> [EXERCISE INSTRUCTIONS]
Without the pictures, set down every line of the data exactly.

> [GIVEN INFORMATION]
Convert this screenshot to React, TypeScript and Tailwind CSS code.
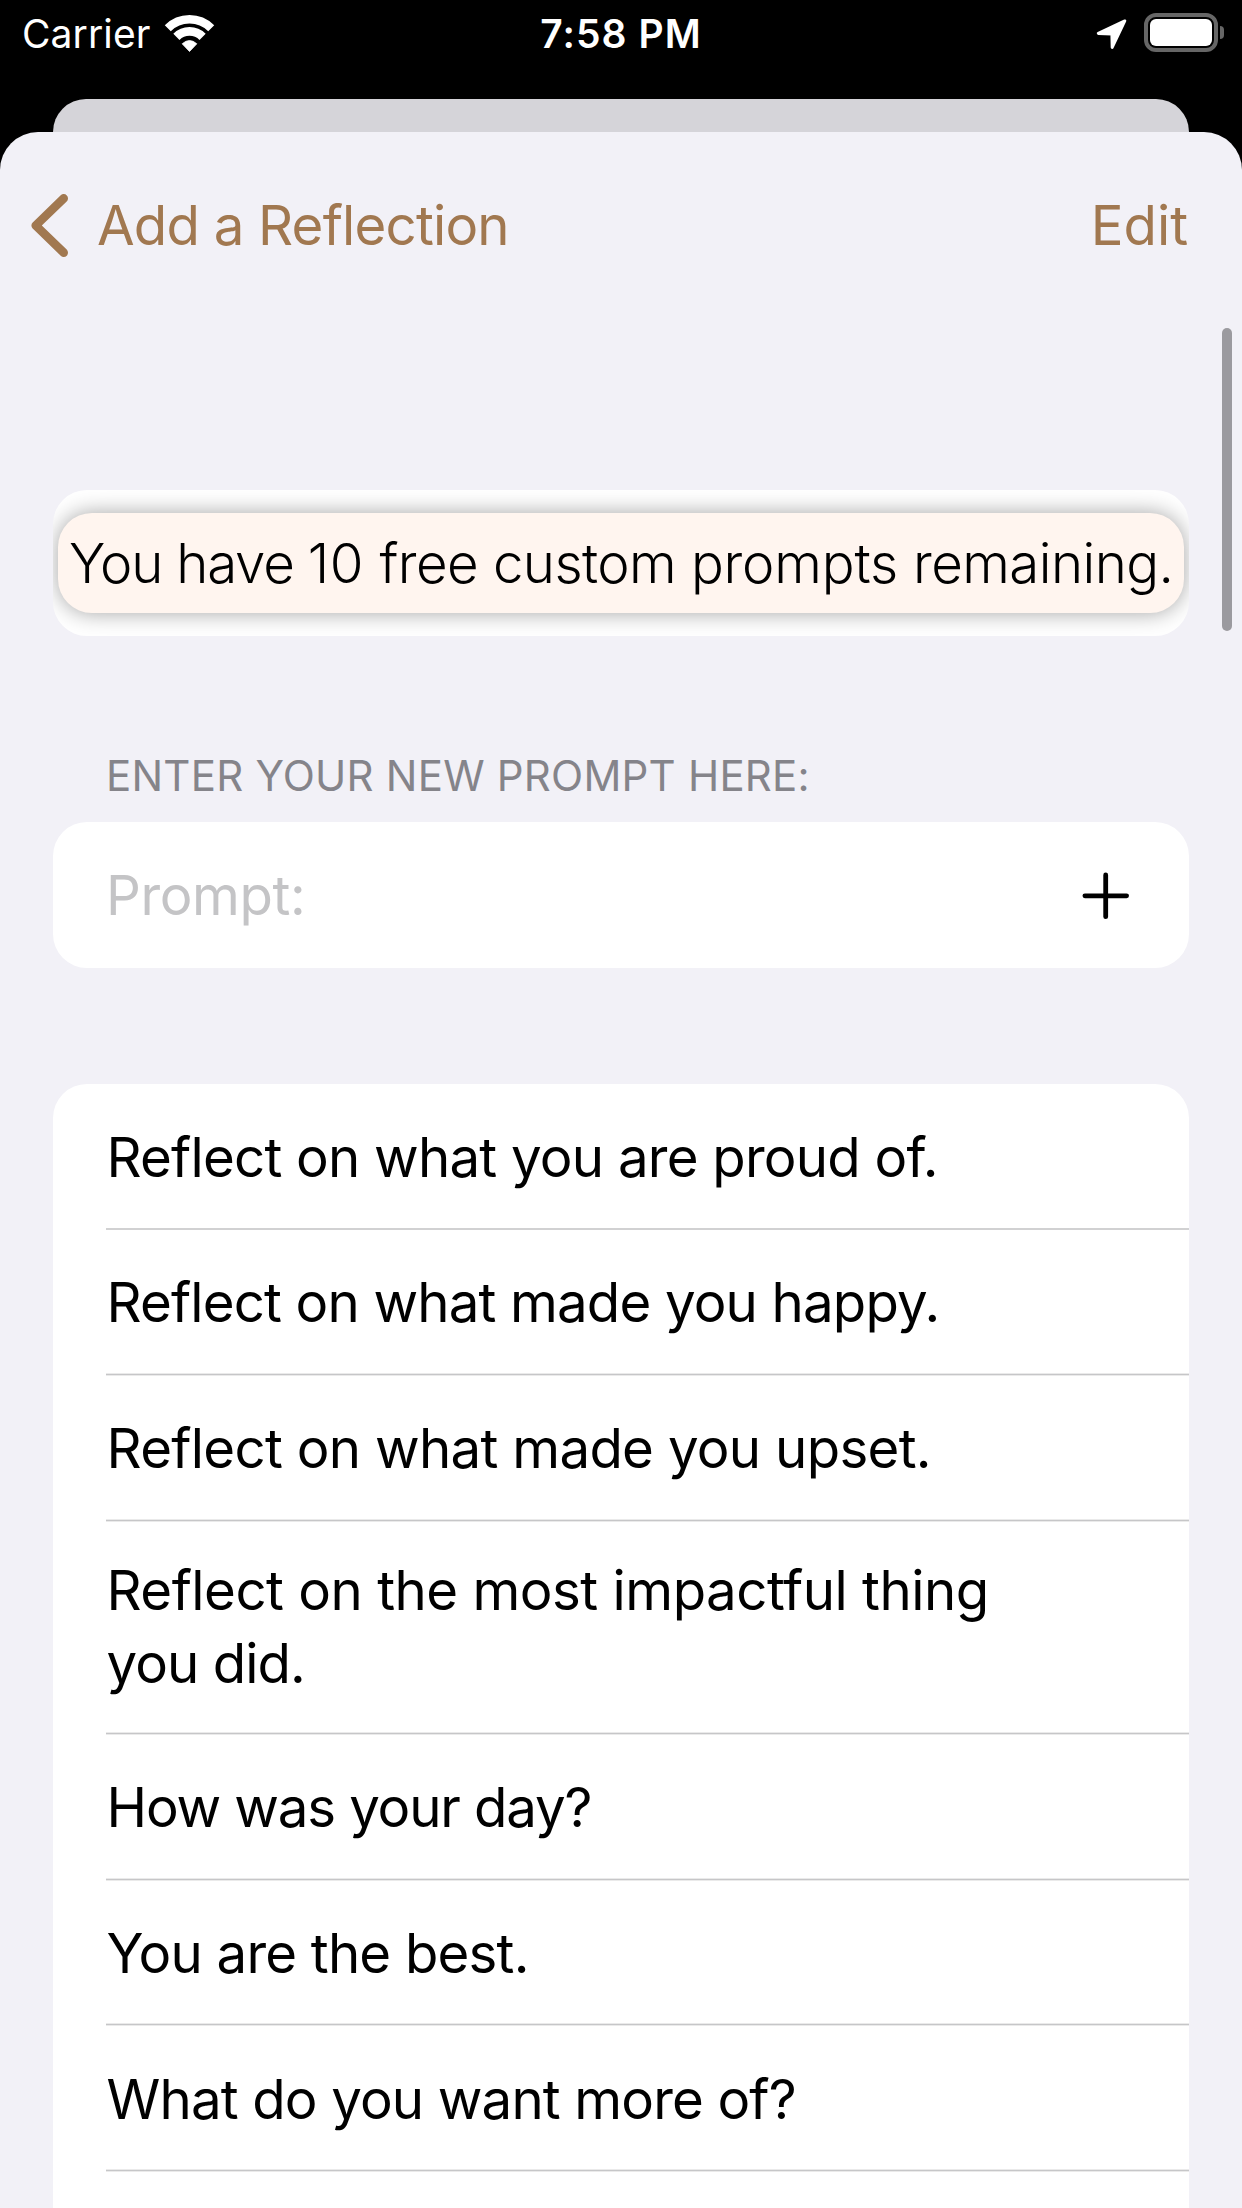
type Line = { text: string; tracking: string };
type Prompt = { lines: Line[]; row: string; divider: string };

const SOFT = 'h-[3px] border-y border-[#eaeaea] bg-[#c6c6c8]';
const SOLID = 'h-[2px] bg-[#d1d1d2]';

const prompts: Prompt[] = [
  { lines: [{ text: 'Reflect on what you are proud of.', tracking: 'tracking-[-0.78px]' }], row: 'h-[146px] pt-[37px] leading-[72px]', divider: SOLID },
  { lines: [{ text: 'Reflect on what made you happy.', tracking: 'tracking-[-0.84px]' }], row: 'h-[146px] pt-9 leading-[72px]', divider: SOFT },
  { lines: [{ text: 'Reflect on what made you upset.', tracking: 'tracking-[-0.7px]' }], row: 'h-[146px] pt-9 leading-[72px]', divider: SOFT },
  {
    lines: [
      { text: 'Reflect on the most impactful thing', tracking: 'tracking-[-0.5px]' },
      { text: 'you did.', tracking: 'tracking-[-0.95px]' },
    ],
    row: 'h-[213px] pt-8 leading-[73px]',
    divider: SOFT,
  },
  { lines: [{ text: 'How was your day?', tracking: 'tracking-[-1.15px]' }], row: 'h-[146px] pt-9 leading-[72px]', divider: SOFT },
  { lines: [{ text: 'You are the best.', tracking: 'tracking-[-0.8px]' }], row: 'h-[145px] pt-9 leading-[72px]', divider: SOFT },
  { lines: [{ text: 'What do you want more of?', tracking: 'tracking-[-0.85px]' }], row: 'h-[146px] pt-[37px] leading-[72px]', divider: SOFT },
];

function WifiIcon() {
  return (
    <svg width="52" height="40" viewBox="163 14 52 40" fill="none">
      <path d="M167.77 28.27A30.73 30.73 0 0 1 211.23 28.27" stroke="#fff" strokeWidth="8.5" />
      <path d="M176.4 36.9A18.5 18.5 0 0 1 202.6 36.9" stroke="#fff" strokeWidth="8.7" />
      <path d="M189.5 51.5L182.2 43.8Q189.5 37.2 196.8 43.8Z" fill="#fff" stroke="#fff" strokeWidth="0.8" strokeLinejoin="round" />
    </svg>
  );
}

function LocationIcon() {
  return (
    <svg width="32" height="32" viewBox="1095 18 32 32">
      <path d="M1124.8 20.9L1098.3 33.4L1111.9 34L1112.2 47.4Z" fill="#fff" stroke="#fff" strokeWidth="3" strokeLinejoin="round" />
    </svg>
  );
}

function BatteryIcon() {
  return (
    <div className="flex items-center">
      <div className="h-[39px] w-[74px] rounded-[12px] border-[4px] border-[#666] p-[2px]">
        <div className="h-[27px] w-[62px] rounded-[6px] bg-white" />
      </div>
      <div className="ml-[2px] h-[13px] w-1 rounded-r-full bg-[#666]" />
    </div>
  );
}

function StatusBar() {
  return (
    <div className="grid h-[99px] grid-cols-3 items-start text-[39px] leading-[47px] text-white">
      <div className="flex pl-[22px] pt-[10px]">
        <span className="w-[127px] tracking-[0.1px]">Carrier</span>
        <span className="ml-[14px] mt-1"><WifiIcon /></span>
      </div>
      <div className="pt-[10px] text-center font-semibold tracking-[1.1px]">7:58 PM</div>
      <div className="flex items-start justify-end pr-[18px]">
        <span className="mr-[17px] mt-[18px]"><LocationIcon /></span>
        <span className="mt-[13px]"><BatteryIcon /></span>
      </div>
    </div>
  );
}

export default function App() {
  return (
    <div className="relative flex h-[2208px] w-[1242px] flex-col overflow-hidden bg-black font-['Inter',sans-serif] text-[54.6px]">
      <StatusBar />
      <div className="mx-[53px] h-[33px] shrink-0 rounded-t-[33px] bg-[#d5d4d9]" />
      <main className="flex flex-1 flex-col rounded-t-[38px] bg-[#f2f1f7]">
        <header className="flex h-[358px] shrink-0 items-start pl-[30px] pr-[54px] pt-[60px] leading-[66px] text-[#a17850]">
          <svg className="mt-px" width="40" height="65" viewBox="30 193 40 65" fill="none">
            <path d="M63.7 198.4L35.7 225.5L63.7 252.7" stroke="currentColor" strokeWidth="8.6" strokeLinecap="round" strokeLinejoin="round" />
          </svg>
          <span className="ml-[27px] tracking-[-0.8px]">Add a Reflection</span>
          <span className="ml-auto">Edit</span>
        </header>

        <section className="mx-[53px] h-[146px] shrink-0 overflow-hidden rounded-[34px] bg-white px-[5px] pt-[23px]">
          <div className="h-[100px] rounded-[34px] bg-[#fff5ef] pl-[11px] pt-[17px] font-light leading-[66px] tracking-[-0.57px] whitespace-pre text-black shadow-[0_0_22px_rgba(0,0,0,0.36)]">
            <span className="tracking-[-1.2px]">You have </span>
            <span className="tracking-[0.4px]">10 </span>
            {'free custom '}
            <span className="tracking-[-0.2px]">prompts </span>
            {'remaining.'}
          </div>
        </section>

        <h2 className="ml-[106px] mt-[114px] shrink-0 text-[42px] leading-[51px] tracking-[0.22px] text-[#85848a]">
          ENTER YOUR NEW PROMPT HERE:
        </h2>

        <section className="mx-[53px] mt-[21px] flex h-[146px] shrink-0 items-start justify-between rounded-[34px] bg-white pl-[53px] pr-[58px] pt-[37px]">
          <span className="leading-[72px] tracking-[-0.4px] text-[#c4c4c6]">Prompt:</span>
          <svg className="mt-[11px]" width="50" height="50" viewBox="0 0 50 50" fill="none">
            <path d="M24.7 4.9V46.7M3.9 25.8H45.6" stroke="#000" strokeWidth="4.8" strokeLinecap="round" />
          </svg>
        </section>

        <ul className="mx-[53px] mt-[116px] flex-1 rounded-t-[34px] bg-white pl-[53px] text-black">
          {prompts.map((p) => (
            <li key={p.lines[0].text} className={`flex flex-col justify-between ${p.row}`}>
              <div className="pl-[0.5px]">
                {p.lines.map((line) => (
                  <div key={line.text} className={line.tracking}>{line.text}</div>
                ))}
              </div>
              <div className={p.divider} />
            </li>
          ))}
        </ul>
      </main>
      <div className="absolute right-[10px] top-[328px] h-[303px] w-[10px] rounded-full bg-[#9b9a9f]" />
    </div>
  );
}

> [ANSWER TO THIS EXERCISE]
Convert this screenshot to React, TypeScript and Tailwind CSS code.
type Line = { text: string; tracking: string };
type Prompt = { lines: Line[]; row: string; divider: string };

const SOFT = 'h-[3px] border-y border-[#eaeaea] bg-[#c6c6c8]';
const SOLID = 'h-[2px] bg-[#d1d1d2]';

const prompts: Prompt[] = [
  { lines: [{ text: 'Reflect on what you are proud of.', tracking: 'tracking-[-0.78px]' }], row: 'h-[146px] pt-[37px] leading-[72px]', divider: SOLID },
  { lines: [{ text: 'Reflect on what made you happy.', tracking: 'tracking-[-0.84px]' }], row: 'h-[146px] pt-9 leading-[72px]', divider: SOFT },
  { lines: [{ text: 'Reflect on what made you upset.', tracking: 'tracking-[-0.7px]' }], row: 'h-[146px] pt-9 leading-[72px]', divider: SOFT },
  {
    lines: [
      { text: 'Reflect on the most impactful thing', tracking: 'tracking-[-0.5px]' },
      { text: 'you did.', tracking: 'tracking-[-0.95px]' },
    ],
    row: 'h-[213px] pt-8 leading-[73px]',
    divider: SOFT,
  },
  { lines: [{ text: 'How was your day?', tracking: 'tracking-[-1.15px]' }], row: 'h-[146px] pt-9 leading-[72px]', divider: SOFT },
  { lines: [{ text: 'You are the best.', tracking: 'tracking-[-0.8px]' }], row: 'h-[145px] pt-9 leading-[72px]', divider: SOFT },
  { lines: [{ text: 'What do you want more of?', tracking: 'tracking-[-0.85px]' }], row: 'h-[146px] pt-[37px] leading-[72px]', divider: SOFT },
];

function WifiIcon() {
  return (
    <svg width="52" height="40" viewBox="163 14 52 40" fill="none">
      <path d="M167.77 28.27A30.73 30.73 0 0 1 211.23 28.27" stroke="#fff" strokeWidth="8.5" />
      <path d="M176.4 36.9A18.5 18.5 0 0 1 202.6 36.9" stroke="#fff" strokeWidth="8.7" />
      <path d="M189.5 51.5L182.2 43.8Q189.5 37.2 196.8 43.8Z" fill="#fff" stroke="#fff" strokeWidth="0.8" strokeLinejoin="round" />
    </svg>
  );
}

function LocationIcon() {
  return (
    <svg width="32" height="32" viewBox="1095 18 32 32">
      <path d="M1124.8 20.9L1098.3 33.4L1111.9 34L1112.2 47.4Z" fill="#fff" stroke="#fff" strokeWidth="3" strokeLinejoin="round" />
    </svg>
  );
}

function BatteryIcon() {
  return (
    <div className="flex items-center">
      <div className="h-[39px] w-[74px] rounded-[12px] border-[4px] border-[#666] p-[2px]">
        <div className="h-[27px] w-[62px] rounded-[6px] bg-white" />
      </div>
      <div className="ml-[2px] h-[13px] w-1 rounded-r-full bg-[#666]" />
    </div>
  );
}

function StatusBar() {
  return (
    <div className="grid h-[99px] grid-cols-3 items-start text-[39px] leading-[47px] text-white">
      <div className="flex pl-[22px] pt-[10px]">
        <span className="w-[127px] tracking-[0.1px]">Carrier</span>
        <span className="ml-[14px] mt-1"><WifiIcon /></span>
      </div>
      <div className="pt-[10px] text-center font-semibold tracking-[1.1px]">7:58 PM</div>
      <div className="flex items-start justify-end pr-[18px]">
        <span className="mr-[17px] mt-[18px]"><LocationIcon /></span>
        <span className="mt-[13px]"><BatteryIcon /></span>
      </div>
    </div>
  );
}

export default function App() {
  return (
    <div className="relative flex h-[2208px] w-[1242px] flex-col overflow-hidden bg-black font-['Inter',sans-serif] text-[54.6px]">
      <StatusBar />
      <div className="mx-[53px] h-[33px] shrink-0 rounded-t-[33px] bg-[#d5d4d9]" />
      <main className="flex flex-1 flex-col rounded-t-[38px] bg-[#f2f1f7]">
        <header className="flex h-[358px] shrink-0 items-start pl-[30px] pr-[54px] pt-[60px] leading-[66px] text-[#a17850]">
          <svg className="mt-px" width="40" height="65" viewBox="30 193 40 65" fill="none">
            <path d="M63.7 198.4L35.7 225.5L63.7 252.7" stroke="currentColor" strokeWidth="8.6" strokeLinecap="round" strokeLinejoin="round" />
          </svg>
          <span className="ml-[27px] tracking-[-0.8px]">Add a Reflection</span>
          <span className="ml-auto">Edit</span>
        </header>

        <section className="mx-[53px] h-[146px] shrink-0 overflow-hidden rounded-[34px] bg-white px-[5px] pt-[23px]">
          <div className="h-[100px] rounded-[34px] bg-[#fff5ef] pl-[11px] pt-[17px] font-light leading-[66px] tracking-[-0.57px] whitespace-pre text-black shadow-[0_0_22px_rgba(0,0,0,0.36)]">
            <span className="tracking-[-1.2px]">You have </span>
            <span className="tracking-[0.4px]">10 </span>
            {'free custom '}
            <span className="tracking-[-0.2px]">prompts </span>
            {'remaining.'}
          </div>
        </section>

        <h2 className="ml-[106px] mt-[114px] shrink-0 text-[42px] leading-[51px] tracking-[0.22px] text-[#85848a]">
          ENTER YOUR NEW PROMPT HERE:
        </h2>

        <section className="mx-[53px] mt-[21px] flex h-[146px] shrink-0 items-start justify-between rounded-[34px] bg-white pl-[53px] pr-[58px] pt-[37px]">
          <span className="leading-[72px] tracking-[-0.4px] text-[#c4c4c6]">Prompt:</span>
          <svg className="mt-[11px]" width="50" height="50" viewBox="0 0 50 50" fill="none">
            <path d="M24.7 4.9V46.7M3.9 25.8H45.6" stroke="#000" strokeWidth="4.8" strokeLinecap="round" />
          </svg>
        </section>

        <ul className="mx-[53px] mt-[116px] flex-1 rounded-t-[34px] bg-white pl-[53px] text-black">
          {prompts.map((p) => (
            <li key={p.lines[0].text} className={`flex flex-col justify-between ${p.row}`}>
              <div className="pl-[0.5px]">
                {p.lines.map((line) => (
                  <div key={line.text} className={line.tracking}>{line.text}</div>
                ))}
              </div>
              <div className={p.divider} />
            </li>
          ))}
        </ul>
      </main>
      <div className="absolute right-[10px] top-[328px] h-[303px] w-[10px] rounded-full bg-[#9b9a9f]" />
    </div>
  );
}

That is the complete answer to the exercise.